When the Lord gave His commission to His disciples, and showed to them that the day would come when their persecutors would seek to put them to death, and succeed as we know all too well, He said to them, "Are not two sparrows sold for five farthings, and not one of them is forgotten before God?" The sparrow so worthless that if a customer bought two-farthings worth an extra bird would be thrown in! Then the disciples were reminded that they were of more value than many sparrows and that the very hairs of their head were all numbered. How wonderful that God can care for such details, yet this is the glory of God that it is so!

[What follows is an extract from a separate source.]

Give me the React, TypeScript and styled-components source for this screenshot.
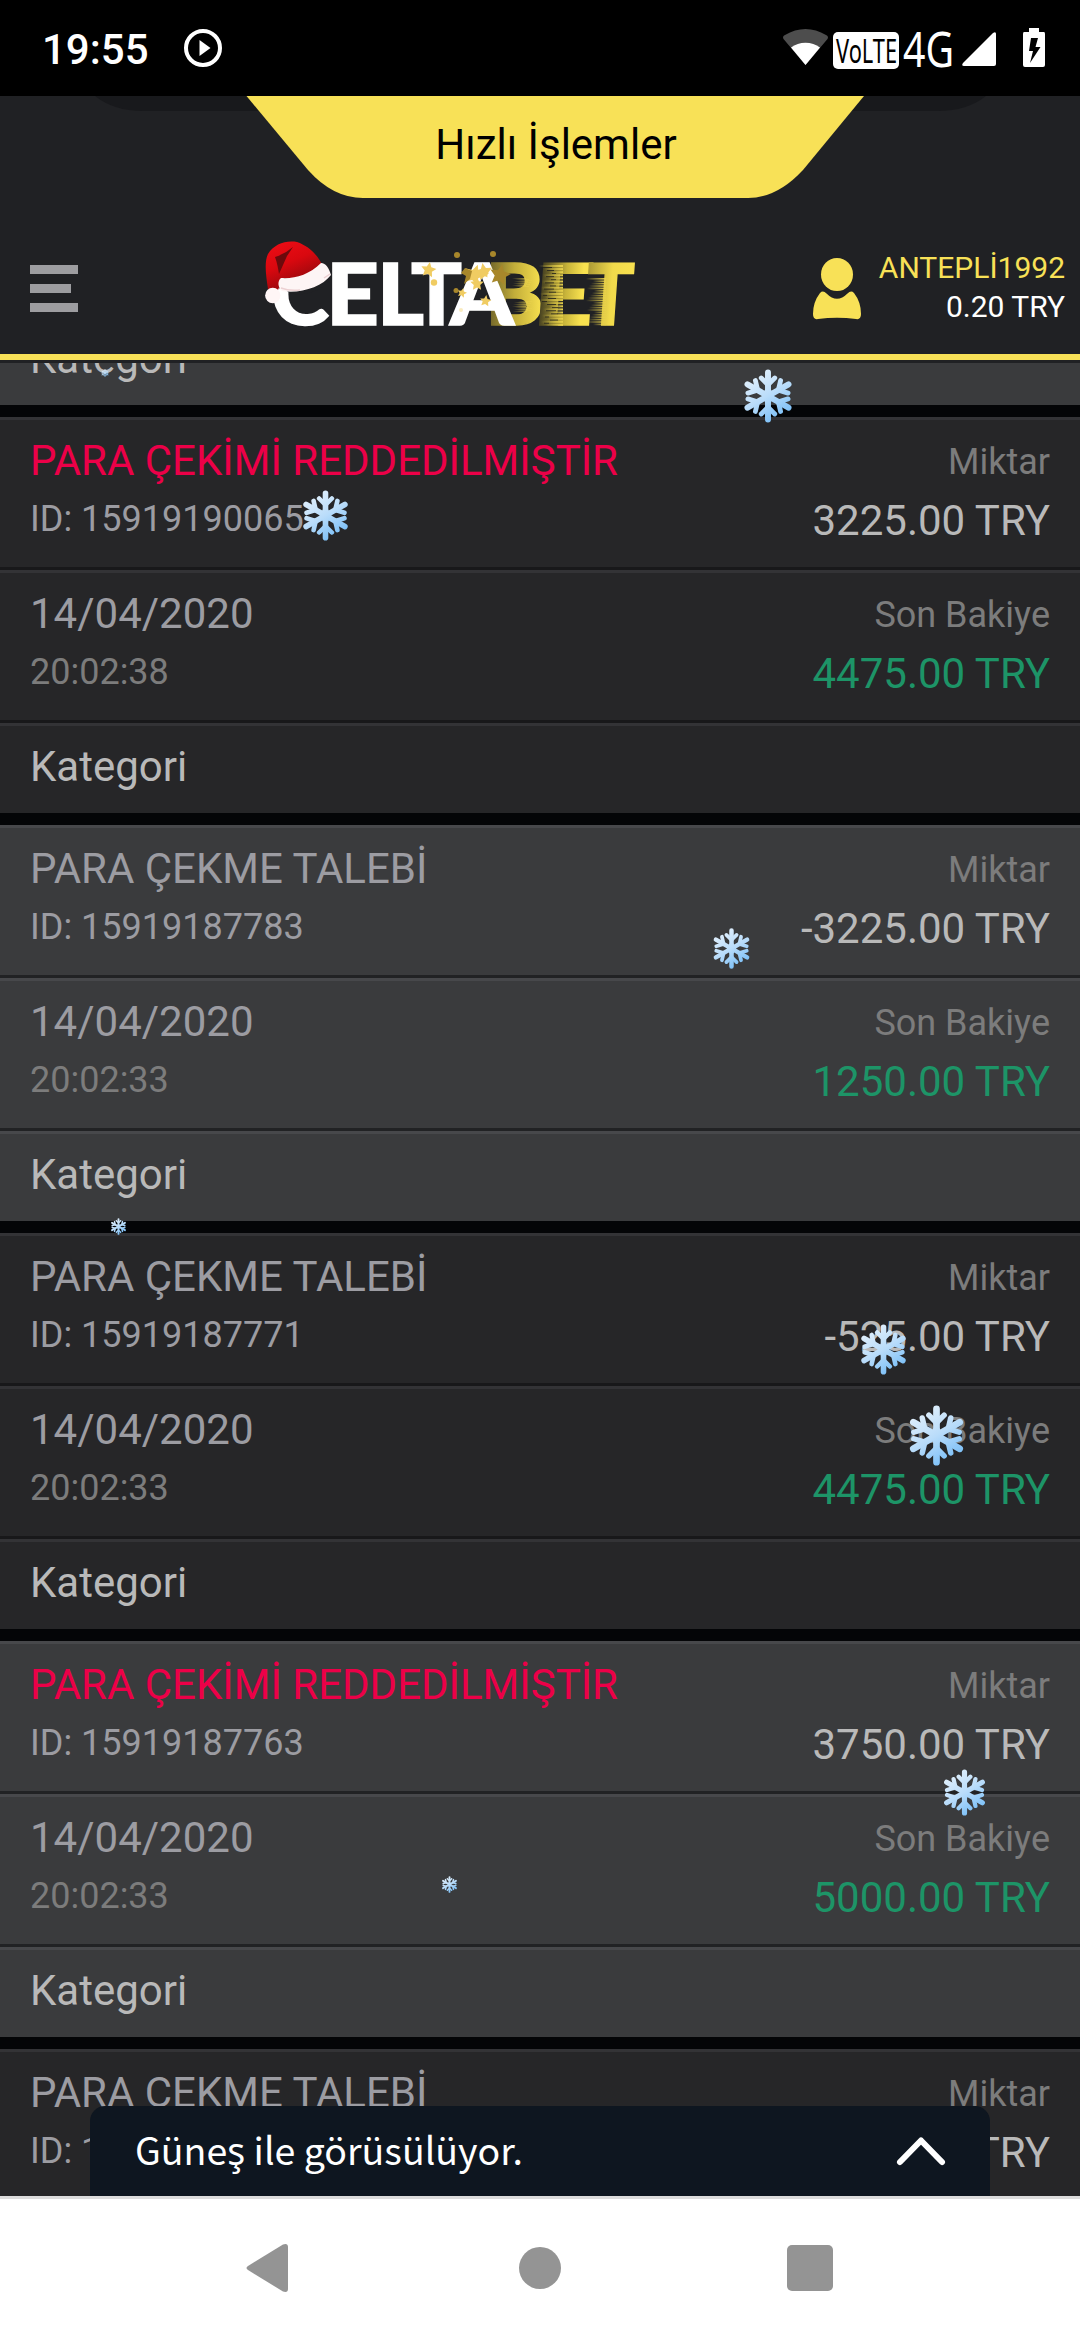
import React from "react";
import styled, { createGlobalStyle } from "styled-components";

const GlobalStyle = createGlobalStyle`
  * { box-sizing: border-box; }
  html, body { margin: 0; padding: 0; background: #202124; }
  body { font-family: Roboto, "Liberation Sans", sans-serif; overflow: hidden; }
`;

const Screen = styled.div`
  position: relative;
  width: 1080px;
  height: 2340px;
  display: flex;
  flex-direction: column;
  overflow: hidden;
  background: #202124;
`;

const StatusBar = styled.div`
  flex: none;
  height: 96px;
  background: #000;
  display: flex;
  align-items: center;
  justify-content: space-between;
  padding-left: 42px;
  z-index: 3;
`;

const StatusLeft = styled.div`
  display: flex;
  align-items: center;
  gap: 32px;
  color: #fff;
`;

const Clock = styled.span`
  font-size: 42px;
  line-height: 50px;
  font-weight: 500;
  width: 110px;
  padding-top: 4px;
`;

const Icon = styled.svg`
  display: block;
  flex: none;
  overflow: visible;
`;

const Header = styled.header`
  position: relative;
  flex: none;
  height: 267px;
  background: #202124;
  display: flex;
  flex-direction: column;
  z-index: 2;
`;

const QuickTab = styled.div`
  position: relative;
  height: 102px;
  display: flex;
  justify-content: center;
  padding-left: 32px;
`;

const TabShape = styled.svg`
  position: absolute;
  left: 0;
  top: 0;
`;

const TabLabel = styled.span`
  position: relative;
  font-size: 42px;
  line-height: 50px;
  margin-top: 24px;
  color: #000;
`;

const Toolbar = styled.div`
  flex: 1;
  display: flex;
  align-items: center;
  padding: 25px 15px 0 30px;
  border-bottom: 6px solid #f8e157;
  margin-bottom: 3px;
`;

const Account = styled.div`
  display: flex;
  align-items: center;
  gap: 18px;
  margin-left: auto;
`;

const AccountText = styled.div`
  display: flex;
  flex-direction: column;
  align-items: flex-end;
  font-size: 30px;
  line-height: 39px;
  margin-bottom: 3px;
`;

const UserName = styled.span`
  color: #f8e157;
`;

const Balance = styled.span`
  color: #fff;
`;

const MenuButton = styled.button`
  border: 0;
  background: none;
  padding: 0;
  width: 48px;
  display: flex;
  flex-direction: column;
  gap: 10px;
`;

const MenuBar = styled.span<{ $short?: boolean }>`
  width: ${(p) => (p.$short ? 40.5 : 48)}px;
  height: 9px;
  background: #9d9da0;
`;

const LogoBox = styled.svg`
  display: block;
  flex: none;
  overflow: visible;
  margin: 0 0 9px 182px;
`;

const List = styled.main`
  flex: 1;
  min-height: 0;
  overflow: hidden;
  background: #040507;
  display: flex;
  flex-direction: column;
  justify-content: flex-end;
`;

const Feed = styled.div`
  display: flex;
  flex-direction: column;
  gap: 12px;
  margin-bottom: -249px;
`;

const Card = styled.section<{ $alt: boolean }>`
  flex: none;
  display: flex;
  flex-direction: column;
  background: ${(p) => (p.$alt ? "#3a3b3d" : "#262628")};
  --edge: ${(p) => (p.$alt ? "#47484b" : "#333336")};
  --shade: ${(p) => (p.$alt ? "#212224" : "#18181a")};
`;

const Row = styled.div<{ $last?: boolean }>`
  display: flex;
  justify-content: space-between;
  height: ${(p) => (p.$last ? 90 : 153)}px;
  padding: 13px 30px 0;
  border-top: 3px solid var(--edge);
  border-bottom: ${(p) => (p.$last ? "0" : "3px solid var(--shade)")};
`;

const Left = styled.div`
  display: flex;
  flex-direction: column;
`;

const Right = styled.div`
  display: flex;
  flex-direction: column;
  align-items: flex-end;
`;

const Title = styled.span<{ $color: string }>`
  font-size: 42px;
  line-height: 56px;
  color: ${(p) => p.$color};
`;

const Sub = styled.span<{ $color: string }>`
  font-size: 36px;
  line-height: 60px;
  color: ${(p) => p.$color};
`;

const Caption = styled.span`
  font-size: 36px;
  line-height: 59px;
  color: #7c7c7c;
`;

const Amount = styled.span<{ $color: string }>`
  font-size: 42px;
  line-height: 57px;
  color: ${(p) => p.$color};
`;

const ChatBar = styled.div`
  position: absolute;
  left: 90px;
  top: 2106px;
  width: 900px;
  height: 90px;
  border-radius: 15px 15px 0 0;
  background: #0e1620;
  display: flex;
  align-items: center;
  justify-content: space-between;
  padding: 0 45px;
  z-index: 3;
`;

const ChatText = styled.span`
  font-family: "Noto Sans CJK JP", "Noto Sans", sans-serif;
  font-size: 37.5px;
  line-height: 60px;
  padding-bottom: 5px;
  color: #fff;
`;

const NavBar = styled.nav`
  flex: none;
  height: 144px;
  border-top: 3px solid #dcdcdc;
  background: #fff;
  display: flex;
  align-items: center;
  gap: 226px;
  padding: 0 246px 3px;
  z-index: 3;
`;

const FlakeBox = styled.svg`
  position: absolute;
  z-index: 1;
`;

type Entry = {
  rejected?: boolean;
  id: string;
  amount: string;
  time: string;
  balance: string;
};

const entries: Entry[] = [
  { id: "15919190073", amount: "-3225.00 TRY", time: "20:02:38", balance: "1250.00 TRY" },
  { rejected: true, id: "15919190065", amount: "3225.00 TRY", time: "20:02:38", balance: "4475.00 TRY" },
  { id: "15919187783", amount: "-3225.00 TRY", time: "20:02:33", balance: "1250.00 TRY" },
  { id: "15919187771", amount: "-525.00 TRY", time: "20:02:33", balance: "4475.00 TRY" },
  { rejected: true, id: "15919187763", amount: "3750.00 TRY", time: "20:02:33", balance: "5000.00 TRY" },
  { id: "15919187751", amount: "-3750.00 TRY", time: "20:02:33", balance: "1250.00 TRY" },
];

const flakes = [
  { x: 104.5, y: 372.5, h: 8 },
  { x: 768.3, y: 395.7, h: 54 },
  { x: 325.3, y: 515, h: 51 },
  { x: 731.5, y: 948, h: 41 },
  { x: 118.5, y: 1226.5, h: 17 },
  { x: 883.7, y: 1349.7, h: 51 },
  { x: 936, y: 1435.7, h: 61 },
  { x: 964.7, y: 1792, h: 47 },
  { x: 449, y: 1884, h: 17 },
];

function Flake({ x, y, h, n }: { x: number; y: number; h: number; n: number }) {
  return (
    <FlakeBox width={h} height={h} viewBox="-30 -30 60 60" style={{ left: x - h / 2, top: y - h / 2 }}>
      <defs>
        <linearGradient id={`ice${n}`} gradientUnits="userSpaceOnUse" x1="-16" y1="-26" x2="16" y2="26">
          <stop offset="0" stopColor="#e2f0fc" />
          <stop offset="0.5" stopColor="#b9dcfa" />
          <stop offset="1" stopColor="#76bdf7" />
        </linearGradient>
      </defs>
      <g fill="none" stroke={`url(#ice${n})`} strokeWidth="6.6" strokeLinecap="round">
        <path d="M0 -26.2V26.2M-22.800 -13L22.800 13M-22.800 13L22.800 -13" />
        <path
          strokeWidth="5.400"
          d="M-7.500 -20L0 -12.500L7.500 -20M-7.500 20L0 12.500L7.500 20M-22.300 -3.200L-11.500 -6.600L-14 -17.200M22.300 -3.200L11.500 -6.600L14 -17.200M-22.300 3.200L-11.500 6.600L-14 17.200M22.300 3.200L11.500 6.600L14 17.200"
        />
      </g>
      <ellipse rx="5" ry="9" fill={`url(#ice${n})`} />
    </FlakeBox>
  );
}

const star = (cx: number, cy: number, r: number, turn = 0) =>
  Array.from({ length: 10 }, (_, i) => {
    const a = ((i * 36 + turn - 90) * Math.PI) / 180;
    const q = i % 2 ? r * 0.48 : r;
    return `${(cx + q * Math.cos(a)).toFixed(1)},${(cy + q * Math.sin(a)).toFixed(1)}`;
  }).join(" ");

const streakRows = Array.from({ length: 20 }, (_, i) => i);

function Logo() {
  return (
    <LogoBox width="380" height="92" viewBox="260 238 380 92">
      <defs>
        <linearGradient id="hat" x1="0" y1="0" x2="0.5" y2="1">
          <stop offset="0" stopColor="#f10d16" />
          <stop offset="0.5" stopColor="#d9080f" />
          <stop offset="1" stopColor="#8b090d" />
        </linearGradient>
        <linearGradient id="goldB" gradientUnits="userSpaceOnUse" x1="487" y1="0" x2="542" y2="0">
          <stop offset="0" stopColor="#6a5f28" />
          <stop offset="0.5" stopColor="#c3ae3a" />
          <stop offset="1" stopColor="#f8e14f" />
        </linearGradient>
        <linearGradient id="goldE" gradientUnits="userSpaceOnUse" x1="538" y1="0" x2="593" y2="0">
          <stop offset="0" stopColor="#39351e" />
          <stop offset="0.5" stopColor="#c8b43a" />
          <stop offset="0.8" stopColor="#f8e14f" />
        </linearGradient>
        <linearGradient id="goldT" gradientUnits="userSpaceOnUse" x1="588" y1="0" x2="634" y2="0">
          <stop offset="0" stopColor="#b19f37" />
          <stop offset="0.5" stopColor="#f1da4b" />
          <stop offset="1" stopColor="#f8e14f" />
        </linearGradient>
        <linearGradient id="streak" x1="0" y1="0" x2="1" y2="0">
          <stop offset="0" stopColor="#e8d14a" stopOpacity="0" />
          <stop offset="1" stopColor="#e8d14a" />
        </linearGradient>
      </defs>
      <g fontFamily="Lato" fontWeight="900" fontSize="85" strokeWidth="1.500">
        <text x="485" y="325" textLength="59" lengthAdjust="spacingAndGlyphs" fill="url(#goldB)" stroke="url(#goldB)">B</text>
        <text x="534" y="325" textLength="60" lengthAdjust="spacingAndGlyphs" fill="url(#goldE)" stroke="url(#goldE)" transform="skewX(-4)" style={{ transformOrigin: "560px 295px", transformBox: "view-box" }}>E</text>
        <text x="586" y="325" textLength="47" lengthAdjust="spacingAndGlyphs" fill="url(#goldT)" stroke="url(#goldT)" transform="skewX(-4)" style={{ transformOrigin: "610px 295px", transformBox: "view-box" }}>T</text>
        <g strokeWidth="0">
          {streakRows.map((i) => (
            <g key={i}>
              <rect x={586 + ((i * 7) % 9)} y={278 + i * 2.4} width={20 - ((i * 7) % 9)} height="1.6" fill="url(#streak)" />
              <rect x={539 + ((i * 5) % 11)} y={265 + i * 3.1} width={24 - ((i * 5) % 11)} height="2" fill="url(#streak)" />
              <rect x={542 + ((i * 5) % 11)} y={267 + i * 3.1} width={10 - ((i * 3) % 7)} height="0.8" fill="#24231c" />
              <rect x={512 + ((i * 3) % 7)} y={i < 9 ? 278 + i : 292 + i} width="14" height="0.7" fill="url(#streak)" />
            </g>
          ))}
        </g>
        <g fill="#fff" stroke="#fff">
          <text x="271" y="325" textLength="58" lengthAdjust="spacingAndGlyphs">C</text>
          <text x="326" y="325" textLength="53" lengthAdjust="spacingAndGlyphs">E</text>
          <text x="377" y="325" textLength="47" lengthAdjust="spacingAndGlyphs">L</text>
          <text x="411" y="325" textLength="51" lengthAdjust="spacingAndGlyphs">T</text>
          <text x="450" y="325" textLength="64" lengthAdjust="spacingAndGlyphs">A</text>
        </g>
      </g>
      <g fill="#f0cc62">
        <polygon points={star(428.5, 270, 8, 10)} />
        <circle cx="434" cy="282.5" r="3.2" />
        <polygon points={star(474, 275, 11, 20)} />
        <polygon points={star(484, 272, 9, -10)} />
        <polygon points={star(477, 284, 7)} />
        <polygon points={star(462, 293, 5, 15)} />
        <polygon points={star(485.5, 301, 6, 8)} />
        <circle cx="461" cy="310" r="2" opacity="0.4" />
      </g>
      <g fill="#a8872b">
        <circle cx="457" cy="255" r="3" />
        <circle cx="493" cy="254" r="3" />
        <circle cx="456" cy="290.500" r="2.5" />
        <polygon points="465,268 472,271 470,279 464,284 466,276 461,273" />
        <polygon points={star(500, 275, 11, 12)} />
      </g>
      <circle cx="490" cy="276" r="2.700" fill="#fff" />
      <path d="M279 289L280 277C283 264 325 252 330 270L328 282C321 290 312 293 303 294C294 295 288 293 286 290Z" fill="#202124" />
      <path d="M275.500 288C274.500 292 275 297 277 302L290 306C287.500 301 286.500 295 287.500 289Z" fill="#fff" />
      <path d="M268 289C266 276 264 262 268 254C274 244 286 240 297 242C309 246 319 256 323 267C313 277 299 280 283 278L278 290C274 288 271 289 268 289Z" fill="url(#hat)" />
      <path d="M293 247L287 256L279 274C278 268 277 262 275 257Q285 254 293 247Z" fill="#6b0a0c" />
      <path d="M281 278C294 279 309 275 321 263C326 263 329 268 331 275C322 287 300 294 282 291C278 288 277 281 281 278Z" fill="#fdf5f5" />
      <path d="M281 288Q289 291 300 290M324 278L330 274" stroke="#ecd0d2" strokeWidth="1.500" fill="none" />
      <circle cx="272.800" cy="295.500" r="7.700" fill="#fff6f6" />
    </LogoBox>
  );
}

export default function App() {
  return (
    <Screen>
      <GlobalStyle />
      <StatusBar>
        <StatusLeft>
          <Clock>19:55</Clock>
          <Icon width="38" height="38" viewBox="0 0 38 38">
            <circle cx="19" cy="19" r="17" fill="none" stroke="#fff" strokeWidth="4" />
            <path d="M15.500 11L26.500 19L15.500 27Z" fill="#fff" />
          </Icon>
        </StatusLeft>
        <Icon width="300" height="96" viewBox="780 0 300 96">
          <path d="M805.500 65L783.500 39C782.500 37 783 36 785 35C798 27 813 27 826 35C828 36 828.500 37 827.500 39Z" fill="#4d4d4d" />
          <path d="M805.500 65L791 47.500C799 41 812 41 820 47.500Z" fill="#fff" />
          <rect x="833" y="32" width="66" height="37" rx="5" fill="#fff" />
          <text x="836" y="63" fontFamily="Noto Sans" fontSize="32" textLength="61" lengthAdjust="spacingAndGlyphs" fill="#000">VoLTE</text>
          <text x="903" y="66.500" fontFamily="Noto Sans" fontSize="49" textLength="51" lengthAdjust="spacingAndGlyphs" fill="#fff">4G</text>
          <path d="M963 63L993 33Q996 31 996 34V64Q996 66 994 66H964Q961 66 963 63Z" fill="#fff" />
          <path d="M1024 32H1029V28H1039V32H1044Q1045 32 1045 34V65Q1045 67 1043 67H1025Q1023 67 1023 65V34Q1023 32 1024 32Z" fill="#fff" />
          <path d="M1031 38H1038L1035.500 47H1040.500L1030 63L1033 51H1029Z" fill="#000" />
        </Icon>
      </StatusBar>

      <Header>
        <QuickTab>
          <TabShape width="1080" height="102" viewBox="0 0 1080 102">
            <path d="M95 0Q114 15 143 15H938Q967 15 986 0Z" fill="#18191c" />
            <path d="M246.500 0L308 74Q333 102 363 102H748Q777 102 803 74L864 0Z" fill="#f8e157" />
          </TabShape>
          <TabLabel>Hızlı İşlemler</TabLabel>
        </QuickTab>
        <Toolbar>
          <MenuButton>
            <MenuBar />
            <MenuBar $short />
            <MenuBar />
          </MenuButton>
          <Logo />
          <Account>
            <Icon width="48" height="62" viewBox="0 0 48 62">
              <ellipse cx="24" cy="16.500" rx="16" ry="16.500" fill="#f8e157" />
              <path d="M7 35Q10 32 13.500 35.500Q24 46 34.500 35.500Q38 32 41 35Q48 44 48 56Q48 62 43 61Q24 58.500 5 61Q0 62 0 56Q0 44 7 35Z" fill="#f8e157" />
            </Icon>
            <AccountText>
              <UserName>ANTEPLİ1992</UserName>
              <Balance>0.20 TRY</Balance>
            </AccountText>
          </Account>
        </Toolbar>
      </Header>

      <List>
        <Feed>
          {entries.map((e, i) => (
            <Card key={e.id} $alt={i % 2 === 0}>
              <Row>
                <Left>
                  <Title $color={e.rejected ? "#ec0048" : "#9c9ca2"}>
                    {e.rejected ? "PARA ÇEKİMİ REDDEDİLMİŞTİR" : "PARA ÇEKME TALEBİ"}
                  </Title>
                  <Sub $color="#9c9ca2">ID: {e.id}</Sub>
                </Left>
                <Right>
                  <Caption>Miktar</Caption>
                  <Amount $color="#b9b9b9">{e.amount}</Amount>
                </Right>
              </Row>
              <Row>
                <Left>
                  <Title $color="#9c9ca2">14/04/2020</Title>
                  <Sub $color="#7c7c7c">{e.time}</Sub>
                </Left>
                <Right>
                  <Caption>Son Bakiye</Caption>
                  <Amount $color="#1d9467">{e.balance}</Amount>
                </Right>
              </Row>
              <Row $last>
                <Title $color="#b9b9b9">Kategori</Title>
              </Row>
            </Card>
          ))}
        </Feed>
      </List>

      {flakes.map((f, i) => (
        <Flake key={i} n={i} {...f} />
      ))}

      <ChatBar>
        <ChatText>Güneş ile görüsülüyor.</ChatText>
        <Icon width="48" height="28" viewBox="0 0 48 28">
          <path d="M3 25L24 3.500L45 25" fill="none" stroke="#fff" strokeWidth="6" strokeLinecap="round" strokeLinejoin="round" />
        </Icon>
      </ChatBar>

      <NavBar>
        <Icon width="47" height="50" viewBox="0 0 47 50">
          <path d="M2 23L37 1.500Q42 0 42 4V46Q42 50 37 48.500L2 27Q-1 25 2 23Z" fill="#949494" />
        </Icon>
        <Icon width="42" height="42" viewBox="0 0 42 42">
          <circle cx="21" cy="21" r="21" fill="#949494" />
        </Icon>
        <Icon width="46" height="46" viewBox="0 0 46 46">
          <rect width="46" height="46" rx="5" fill="#949494" />
        </Icon>
      </NavBar>
    </Screen>
  );
}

Again we read, "Behold the fowls of the air: for they sow not, neither do they reap, nor gather into barns; yet your heavenly Father feedeth them. Are ye not much better than they?" (Mt. 6:26). Again, we are told to "consider the lilies of the field, how they grow; they toil not, neither do they spin: and yet I say unto you, that even Solomon in all his glory was not arrayed like one of these. Wherefore, if God so clothe the grass of the field, which today is, and tomorrow is cast into the oven, shall He not much more clothe you, O ye of little faith?" (Mt. 6:28-30).

How encouraging it is to dwell on these passages of Scripture. How it comforts the heart and encourages the saint of God to trust in His care that covers the upholding of the universe and the needs of the worthless sparrow or the grass of the field, which today is, and tomorrow is cast into the oven. How much more will He care for His blood-bought people. It is interesting to observe that when God records the original creation He does so in one verse of ten words (Ge. 1:1). When He describes the origin of the stars that stud the vast expanse of space in their millions He does so in five words: "He made the stars also" (Ge. 1:16).

And then we find no less than over thirteen chapters devoted to the history of one man - Abraham, besides copious allusions to him in no less than ten New Testament books, notably Romans, Galatians, Hebrews, and James.

And yet in the eyes of the astronomer this earth is but a mere speck of dust in the universe, and Abraham a tiny atom in that speck. How could the great God in heaven take notice of such utter insignificance? Yet we read, "The God of glory appeared to our father Abraham" (Acts 7:2).

He was but a poor idolator in Ur of the Chaldees, but when he knew God as the God of glory everything for him was changed. He stands as the example for us all. He is the fountain head of promise for faith. We need not go into the details of Abraham's life. To refer to it is sufficient for our purpose.

Moral things are greater than material things. Man is after all greater than the whole of the material universe. Inanimate creation cannot commune with God. Man can. Herein stands his greatness, as given by God, and his responsibility. It brings into perspective the terrible ruin of the fall. It is infinitely sad to see unregenerate men living like the beasts below them in the fact that they have no sense of the claims of God, nay, often are violently opposed to God from whom they derive all they possess in the way of life - health, food, shelter. Wisdom in the humblest saint - God-given - is more than the tiara of glittering diamonds in the head of a proud empress. The following eloquent passage in the book of Job proves this: ( read Job 28:12-19)

Do we not learn a lesson here? God does not explain astronomy, or chemistry, or a thousand and one things of great interest, but He does tell us at great length of His dealings with one man - Job - in the book that is called by his name, consisting of forty-two chapters; He does let us know for our profit the exercises of His saints in their distresses and troubles, as seen in the one hundred and fifty Psalms, that constitute a special portion of Scripture.

Above all, have we not the amazing fact that "the mighty God, the everlasting Father" (Is. 9. 6) should stoop to man's estate in order to bless man and bring him into the heights of blessing that will shine through the eternal ages when the vast universe that we see shall have fulfilled its purpose and been burned up?

So we end our meditation with the magnificent verse, "He that spared not His own Son, but delivered Him up for us all, how shall He not with Him also freely give us all things?" (Ro. 8:32). His love is as much expressed when He gives us sorrows as when He gives joy, when He gives clouds as when He gives sunshine. So we answer the question of our title, "Does God care for me?" with an emphatic, adoring, worshipping, YES!